___ EXERCISE DATA ___

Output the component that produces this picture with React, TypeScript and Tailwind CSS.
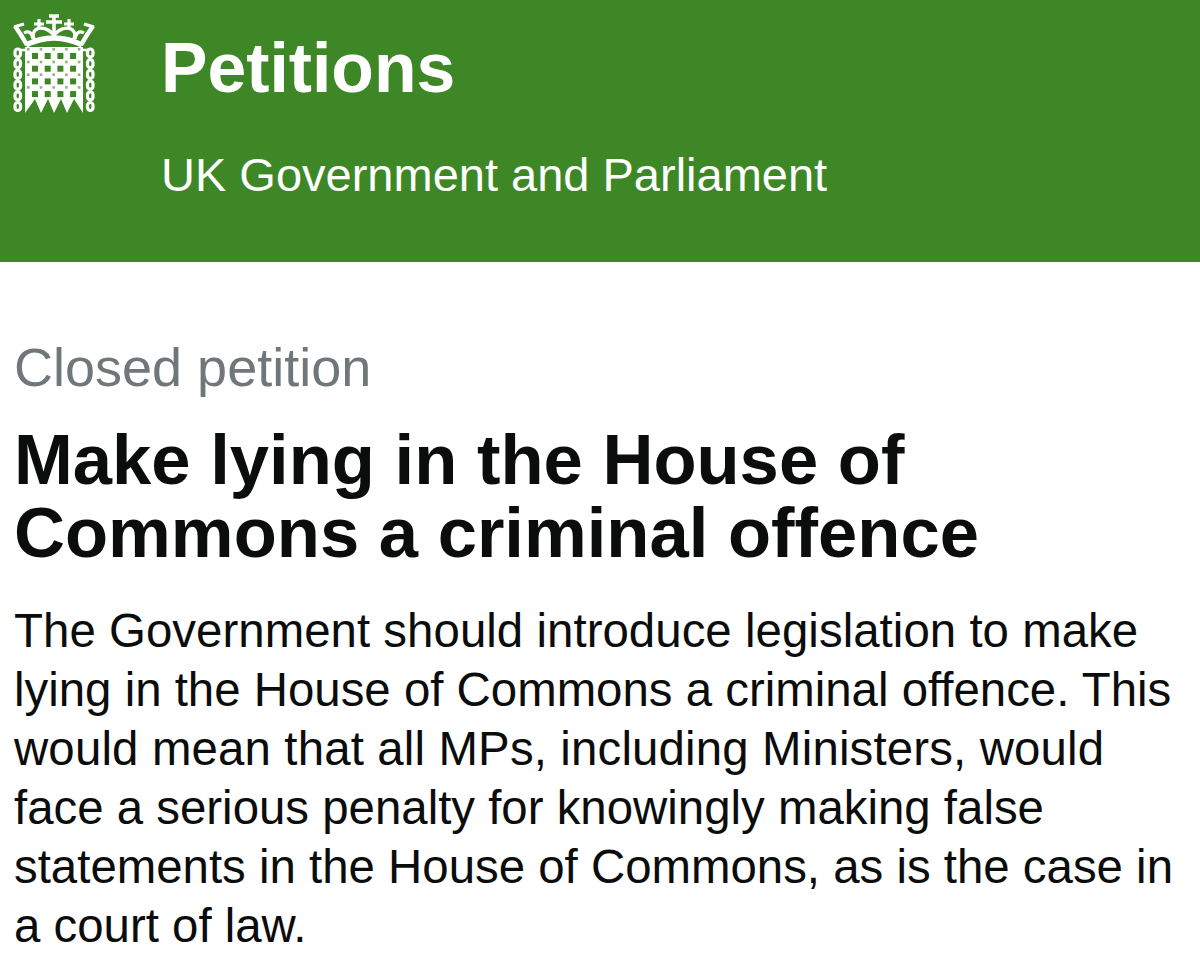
const para = [
  { text: "The Government should introduce legislation to make", cls: "tracking-[0.04px]" },
  { text: "lying in the House of Commons a criminal offence. This", cls: "" },
  { text: "would mean that all MPs, including Ministers, would", cls: "tracking-[0.15px]" },
  { text: "face a serious penalty for knowingly making false", cls: "" },
  { text: "statements in the House of Commons, as is the case in", cls: "" },
  { text: "a court of law.", cls: "" },
];

const GREEN = "#3d8726";

function Portcullis() {
  const holes = [];
  for (let y = 0; y < 4; y++) {
    for (let x = 0; x < 4; x++) {
      holes.push(<rect key={`${x}-${y}`} x={32 + x * 12.7} y={53 + y * 12.7} width={6} height={6} fill={GREEN} />);
    }
  }
  const dots = [];
  for (let y = 0; y < 4; y++) {
    for (let x = 0; x < 5; x++) {
      dots.push(<rect key={`d${x}-${y}`} x={27 + x * 12.7} y={48 + y * 12.7} width={2.6} height={2.6} fill={GREEN} opacity={0.6} />);
    }
  }
  const chain = [];
  for (let i = 0; i < 6; i++) {
    chain.push(<rect key={`l${i}`} x={15} y={49 + i * 10.7} width={5.5} height={8} rx={2.7} fill="none" stroke="#fff" strokeWidth={3.2} />);
    chain.push(<rect key={`r${i}`} x={87.5} y={49 + i * 10.7} width={5.5} height={8} rx={2.7} fill="none" stroke="#fff" strokeWidth={3.2} />);
  }
  return (
    <svg width="110" height="120" viewBox="0 0 110 120" className="shrink-0">
      {/* crown */}
      <g fill="none" stroke="#fff" strokeWidth={3.2}>
        <path d="M26 45 Q54 31 82 45" strokeWidth={5.5} />
        <path d="M54 15 V36 M46 22 H62 M49 16 H59" strokeWidth={3.6} />
        <path d="M54 35 C48 28 41 27 37 29 C33 31 32 36 35 40" />
        <path d="M54 35 C60 28 67 27 71 29 C75 31 76 36 73 40" />
        <path d="M39 19 V29 M34 24 H44" />
        <path d="M69 19 V29 M64 24 H74" />
        <path d="M15 26 C20 33 23 38 27 45" strokeWidth={4.5} />
        <path d="M93 26 C88 33 85 38 81 45" strokeWidth={4.5} />
        <path d="M14 27 L24 24 M94 27 L84 24" />
        <path d="M24 33 C29 30 32 33 33 39 M84 33 C79 30 76 33 75 39" />
      </g>
      {/* portcullis */}
      <path d="M25 47 H83 V113 L74 99 L67 113 L61 99 L54 113 L48 99 L41 113 L35 99 L25 113 Z" fill="#fff" />
      {dots}
      {holes}
      {chain}
      <path d="M20 50 H26 M82 50 H88" stroke="#fff" strokeWidth={2.4} />
    </svg>
  );
}

export default function App() {
  return (
    <div className="h-[960px] w-[1200px] overflow-hidden bg-white font-['Liberation_Sans',Arial,sans-serif]">
      <header className="flex h-[262px] items-start bg-[#3d8726] text-white">
        <Portcullis />
        <div className="ml-[51px] pt-[28px]">
          <div className="text-[69.7px] font-bold leading-[80px]">Petitions</div>
          <div className="mt-[40px] text-[47px] leading-[54px]">UK Government and Parliament</div>
        </div>
      </header>
      <main className="px-[14px] pt-[75px]">
        <div className="text-[54px] leading-[60px] text-[#6f777b]">Closed petition</div>
        <h1 className="mt-[26px] text-[70.6px] font-bold leading-[73px] text-[#0b0c0c]">
          Make lying in the House of
          <br />
          Commons a criminal offence
        </h1>
        <div className="mt-[32px] text-[47.4px] leading-[59px] text-[#0b0c0c]">
          {para.map((line) => (
            <div key={line.text} className={`whitespace-nowrap ${line.cls}`}>{line.text}</div>
          ))}
        </div>
      </main>
    </div>
  );
}
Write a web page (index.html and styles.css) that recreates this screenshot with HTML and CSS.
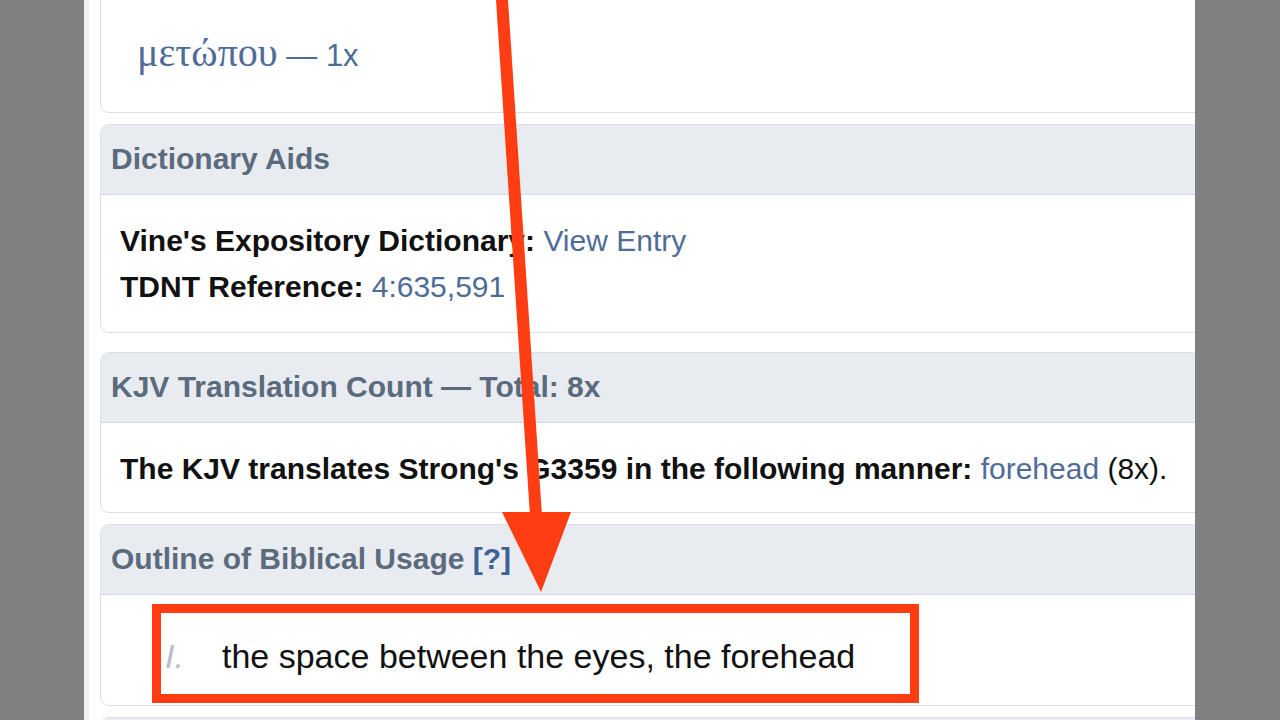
FILE: index.html
```html
<!DOCTYPE html>
<html lang="en">
<head>
<meta charset="utf-8">
<title>Strong's G3359 – Lexicon</title>
<link rel="stylesheet" href="styles.css">
</head>
<body>
<div class="page">
  <div class="column">
    <section class="panel panel-top">
      <div class="panel-body inflections">
        <div class="infl"><a class="link"><span class="greek">μετώπου</span> — 1x</a></div>
      </div>
    </section>

    <section class="panel panel-dict">
      <div class="panel-head">Dictionary Aids</div>
      <div class="panel-body">
        <div class="row"><b>Vine's Expository Dictionary:</b> <a class="link">View Entry</a></div>
        <div class="row"><b>TDNT Reference:</b> <a class="link">4:635,591</a></div>
      </div>
    </section>

    <section class="panel">
      <div class="panel-head">KJV Translation Count — Total: 8x</div>
      <div class="panel-body kjv">
        <div class="row"><b>The KJV translates Strong's G3359 in the following manner:</b> <a class="link">forehead</a> (8x).</div>
      </div>
    </section>

    <section class="panel">
      <div class="panel-head">Outline of Biblical Usage <a class="help">[?]</a></div>
      <div class="panel-body outline">
        <div class="outline-item"><span class="num">I.</span><span class="def">the space between the eyes, the forehead</span></div>
      </div>
    </section>

    <section class="panel panel-next">
      <div class="panel-head">&nbsp;</div>
    </section>
  </div>

  <svg class="overlay" width="1280" height="720" viewBox="0 0 1280 720" aria-hidden="true">
    <polygon points="496,0 508,0 542,516 530,516" fill="#ff3d12"/>
    <polygon points="502,512 571,512 541,592" fill="#ff3d12"/>
    <rect x="156.5" y="608.5" width="758" height="90" fill="none" stroke="#ff3d12" stroke-width="9"/>
  </svg>
</div>
</body>
</html>
```

FILE: styles.css
```css
* { box-sizing: border-box; }

html, body {
  margin: 0;
  padding: 0;
  height: 100%;
}

body {
  background: #808080;
  font-family: "Liberation Sans", Arial, sans-serif;
  color: #111;
  overflow: hidden;
}

.page {
  position: relative;
  width: 1280px;
  height: 720px;
}

.column {
  margin-left: 84px;
  width: 1111px;
  height: 720px;
  background: #ffffff;
  border-left: 5px solid #eef2f7;
  padding-left: 11px;
  overflow: hidden;
}

.panel {
  width: 1130px;
  border: 1px solid #d9e0e8;
  border-radius: 9px;
  background: #fff;
  margin-bottom: 11px;
  overflow: hidden;
}

.panel-top {
  margin-top: -60px;
  height: 173px;
}

.panel-dict {
  margin-bottom: 19px;
}

.panel-head {
  background: #e8ecf1;
  height: 70px;
  border-bottom: 1px solid #d3dbe4;
  padding-left: 10px;
  font-size: 30px;
  font-weight: bold;
  line-height: 68px;
  color: #5b6b7d;
  white-space: nowrap;
}

.help {
  color: #3e6198;
}

.panel-body {
  padding: 23px 19px 22px;
  font-size: 30px;
  line-height: 46px;
  white-space: nowrap;
}

.panel-body b {
  color: #111;
}

.link {
  color: #4f6c98;
  text-decoration: none;
}

.kjv {
  padding-bottom: 20px;
}

.inflections {
  padding: 84px 0 0 36px;
  line-height: 56px;
  font-size: 31px;
}

.infl {
  color: #4f6c98;
  height: 56px;
}

.greek {
  font-family: "Liberation Serif", "DejaVu Serif", serif;
  font-size: 40px;
}

.outline {
  padding: 36px 19px 24px 64px;
  line-height: 50px;
  height: 110px;
}

.outline-item {
  display: flex;
  align-items: baseline;
  font-size: 34px;
}

.num {
  width: 57px;
  color: #b6c0ca;
  font-style: italic;
}

.def {
  color: #111;
}

.panel-next {
  height: 80px;
}

.overlay {
  position: absolute;
  left: 0;
  top: 0;
  pointer-events: none;
}
```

___

--- PROBLEM DETAILS ---
The pictures should not appear in the copy; every other part of the records above must be returned exactly.

--- RESPONSE BELOW ---
Output the component that produces this picture with React, TypeScript and Tailwind CSS.
const para = [
  { text: "The Government should introduce legislation to make", cls: "tracking-[0.04px]" },
  { text: "lying in the House of Commons a criminal offence. This", cls: "" },
  { text: "would mean that all MPs, including Ministers, would", cls: "tracking-[0.15px]" },
  { text: "face a serious penalty for knowingly making false", cls: "" },
  { text: "statements in the House of Commons, as is the case in", cls: "" },
  { text: "a court of law.", cls: "" },
];

const GREEN = "#3d8726";

function Portcullis() {
  const holes = [];
  for (let y = 0; y < 4; y++) {
    for (let x = 0; x < 4; x++) {
      holes.push(<rect key={`${x}-${y}`} x={32 + x * 12.7} y={53 + y * 12.7} width={6} height={6} fill={GREEN} />);
    }
  }
  const dots = [];
  for (let y = 0; y < 4; y++) {
    for (let x = 0; x < 5; x++) {
      dots.push(<rect key={`d${x}-${y}`} x={27 + x * 12.7} y={48 + y * 12.7} width={2.6} height={2.6} fill={GREEN} opacity={0.6} />);
    }
  }
  const chain = [];
  for (let i = 0; i < 6; i++) {
    chain.push(<rect key={`l${i}`} x={15} y={49 + i * 10.7} width={5.5} height={8} rx={2.7} fill="none" stroke="#fff" strokeWidth={3.2} />);
    chain.push(<rect key={`r${i}`} x={87.5} y={49 + i * 10.7} width={5.5} height={8} rx={2.7} fill="none" stroke="#fff" strokeWidth={3.2} />);
  }
  return (
    <svg width="110" height="120" viewBox="0 0 110 120" className="shrink-0">
      {/* crown */}
      <g fill="none" stroke="#fff" strokeWidth={3.2}>
        <path d="M26 45 Q54 31 82 45" strokeWidth={5.5} />
        <path d="M54 15 V36 M46 22 H62 M49 16 H59" strokeWidth={3.6} />
        <path d="M54 35 C48 28 41 27 37 29 C33 31 32 36 35 40" />
        <path d="M54 35 C60 28 67 27 71 29 C75 31 76 36 73 40" />
        <path d="M39 19 V29 M34 24 H44" />
        <path d="M69 19 V29 M64 24 H74" />
        <path d="M15 26 C20 33 23 38 27 45" strokeWidth={4.5} />
        <path d="M93 26 C88 33 85 38 81 45" strokeWidth={4.5} />
        <path d="M14 27 L24 24 M94 27 L84 24" />
        <path d="M24 33 C29 30 32 33 33 39 M84 33 C79 30 76 33 75 39" />
      </g>
      {/* portcullis */}
      <path d="M25 47 H83 V113 L74 99 L67 113 L61 99 L54 113 L48 99 L41 113 L35 99 L25 113 Z" fill="#fff" />
      {dots}
      {holes}
      {chain}
      <path d="M20 50 H26 M82 50 H88" stroke="#fff" strokeWidth={2.4} />
    </svg>
  );
}

export default function App() {
  return (
    <div className="h-[960px] w-[1200px] overflow-hidden bg-white font-['Liberation_Sans',Arial,sans-serif]">
      <header className="flex h-[262px] items-start bg-[#3d8726] text-white">
        <Portcullis />
        <div className="ml-[51px] pt-[28px]">
          <div className="text-[69.7px] font-bold leading-[80px]">Petitions</div>
          <div className="mt-[40px] text-[47px] leading-[54px]">UK Government and Parliament</div>
        </div>
      </header>
      <main className="px-[14px] pt-[75px]">
        <div className="text-[54px] leading-[60px] text-[#6f777b]">Closed petition</div>
        <h1 className="mt-[26px] text-[70.6px] font-bold leading-[73px] text-[#0b0c0c]">
          Make lying in the House of
          <br />
          Commons a criminal offence
        </h1>
        <div className="mt-[32px] text-[47.4px] leading-[59px] text-[#0b0c0c]">
          {para.map((line) => (
            <div key={line.text} className={`whitespace-nowrap ${line.cls}`}>{line.text}</div>
          ))}
        </div>
      </main>
    </div>
  );
}
Write a web page (index.html and styles.css) that recreates this screenshot with HTML and CSS.
FILE: index.html
```html
<!DOCTYPE html>
<html lang="en">
<head>
<meta charset="utf-8">
<title>Strong's G3359 – Lexicon</title>
<link rel="stylesheet" href="styles.css">
</head>
<body>
<div class="page">
  <div class="column">
    <section class="panel panel-top">
      <div class="panel-body inflections">
        <div class="infl"><a class="link"><span class="greek">μετώπου</span> — 1x</a></div>
      </div>
    </section>

    <section class="panel panel-dict">
      <div class="panel-head">Dictionary Aids</div>
      <div class="panel-body">
        <div class="row"><b>Vine's Expository Dictionary:</b> <a class="link">View Entry</a></div>
        <div class="row"><b>TDNT Reference:</b> <a class="link">4:635,591</a></div>
      </div>
    </section>

    <section class="panel">
      <div class="panel-head">KJV Translation Count — Total: 8x</div>
      <div class="panel-body kjv">
        <div class="row"><b>The KJV translates Strong's G3359 in the following manner:</b> <a class="link">forehead</a> (8x).</div>
      </div>
    </section>

    <section class="panel">
      <div class="panel-head">Outline of Biblical Usage <a class="help">[?]</a></div>
      <div class="panel-body outline">
        <div class="outline-item"><span class="num">I.</span><span class="def">the space between the eyes, the forehead</span></div>
      </div>
    </section>

    <section class="panel panel-next">
      <div class="panel-head">&nbsp;</div>
    </section>
  </div>

  <svg class="overlay" width="1280" height="720" viewBox="0 0 1280 720" aria-hidden="true">
    <polygon points="496,0 508,0 542,516 530,516" fill="#ff3d12"/>
    <polygon points="502,512 571,512 541,592" fill="#ff3d12"/>
    <rect x="156.5" y="608.5" width="758" height="90" fill="none" stroke="#ff3d12" stroke-width="9"/>
  </svg>
</div>
</body>
</html>
```

FILE: styles.css
```css
* { box-sizing: border-box; }

html, body {
  margin: 0;
  padding: 0;
  height: 100%;
}

body {
  background: #808080;
  font-family: "Liberation Sans", Arial, sans-serif;
  color: #111;
  overflow: hidden;
}

.page {
  position: relative;
  width: 1280px;
  height: 720px;
}

.column {
  margin-left: 84px;
  width: 1111px;
  height: 720px;
  background: #ffffff;
  border-left: 5px solid #eef2f7;
  padding-left: 11px;
  overflow: hidden;
}

.panel {
  width: 1130px;
  border: 1px solid #d9e0e8;
  border-radius: 9px;
  background: #fff;
  margin-bottom: 11px;
  overflow: hidden;
}

.panel-top {
  margin-top: -60px;
  height: 173px;
}

.panel-dict {
  margin-bottom: 19px;
}

.panel-head {
  background: #e8ecf1;
  height: 70px;
  border-bottom: 1px solid #d3dbe4;
  padding-left: 10px;
  font-size: 30px;
  font-weight: bold;
  line-height: 68px;
  color: #5b6b7d;
  white-space: nowrap;
}

.help {
  color: #3e6198;
}

.panel-body {
  padding: 23px 19px 22px;
  font-size: 30px;
  line-height: 46px;
  white-space: nowrap;
}

.panel-body b {
  color: #111;
}

.link {
  color: #4f6c98;
  text-decoration: none;
}

.kjv {
  padding-bottom: 20px;
}

.inflections {
  padding: 84px 0 0 36px;
  line-height: 56px;
  font-size: 31px;
}

.infl {
  color: #4f6c98;
  height: 56px;
}

.greek {
  font-family: "Liberation Serif", "DejaVu Serif", serif;
  font-size: 40px;
}

.outline {
  padding: 36px 19px 24px 64px;
  line-height: 50px;
  height: 110px;
}

.outline-item {
  display: flex;
  align-items: baseline;
  font-size: 34px;
}

.num {
  width: 57px;
  color: #b6c0ca;
  font-style: italic;
}

.def {
  color: #111;
}

.panel-next {
  height: 80px;
}

.overlay {
  position: absolute;
  left: 0;
  top: 0;
  pointer-events: none;
}
```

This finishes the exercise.